Bukovsky on Torture - An Instrument of Oppresson, not Investigation

Via MaxSpeak, former Soviet dissident Vladimir Bukovsky, in an essay published by the Washington Post, explains how torture destroys the intelligence services that use it, to the extent that even Stalin, that master of torture, could not control it once it became the modus operandi of the NKVD. Every Czar, he notes, abolished torture at the beginning of his reign, but every successor found it necessary to abolish it once again.

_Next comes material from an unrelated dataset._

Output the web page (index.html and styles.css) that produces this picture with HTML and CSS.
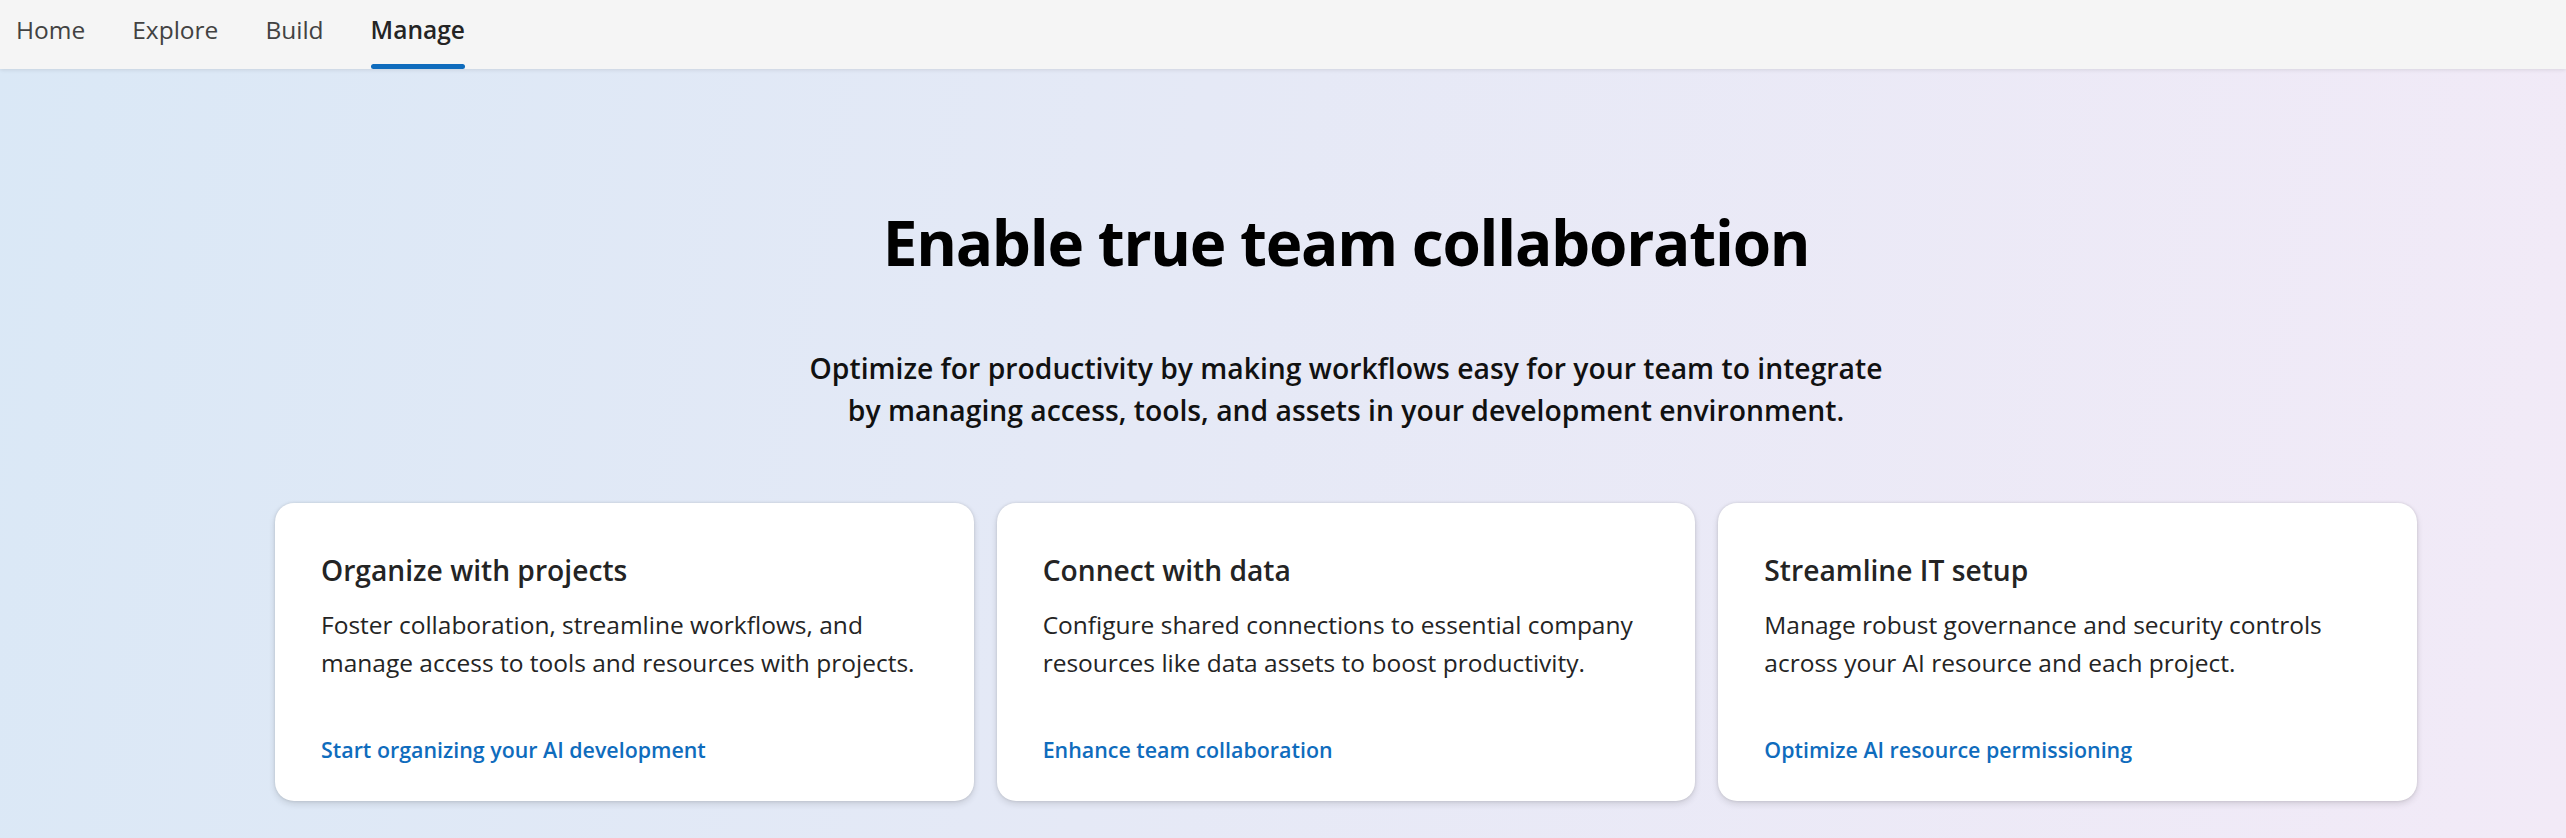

The use of torture internationally carries even greater liabilities in the long run:

If America's leaders want to hunt terrorists while transforming dictatorships into democracies, they must recognize that torture, which includes CID [cruel, inhuman and degrading techniques], has historically been an instrument of oppression -- not an instrument of investigation or of intelligence gathering. No country needs to invent how to "legalize" torture; the problem is rather how to stop it from happening. If it isn't stopped, torture will destroy your nation's important strategy to develop democracy in the Middle East. And if you cynically outsource torture to contractors and foreign agents, how can you possibly be surprised if an 18-year-old in the Middle East casts a jaundiced eye toward your reform efforts there?



The article is not a pleasant one; Bukovsky describes in detail his treatment in captivity when he went on a hunger strike demanding a lawyer of his own, rather than the one the NKVD had appointed him. It is a grisly story of prison doctors force-feeding him through the nostrils.

We, fellow Americans, have a stake in this controversy. We elected a president in full knowledge of what went on at Abu Ghraib, naively assuming that the torture of Iraqis, many of them perfectly innocent, was the work of over-zealous underlings. Now that the torture memos of Gonzales and other lawyers in the executive branch have been revealed, we have no such excuse; the torture was approved and encouraged at the highest levels of the government, including President George W. Bush

By what political and psychological process have we come to the point that Congress is debating whether or not to prohibit torture by our security forces? As I mentioned before, the propaganda mill that is the mainstream media for years preached that torture was one of the things that distinguished us from the Soviet Union. In the '50s the family-friendly pages of the Readers Digest carried some of the most explicit, X-rated, descriptions of communist torture imaginable. The message was clear: governments that torture are evil. The Russians torture, therefore they are evil.

Now the United States Government tortures. Complete the syllogism. Welcome to the 21st Century.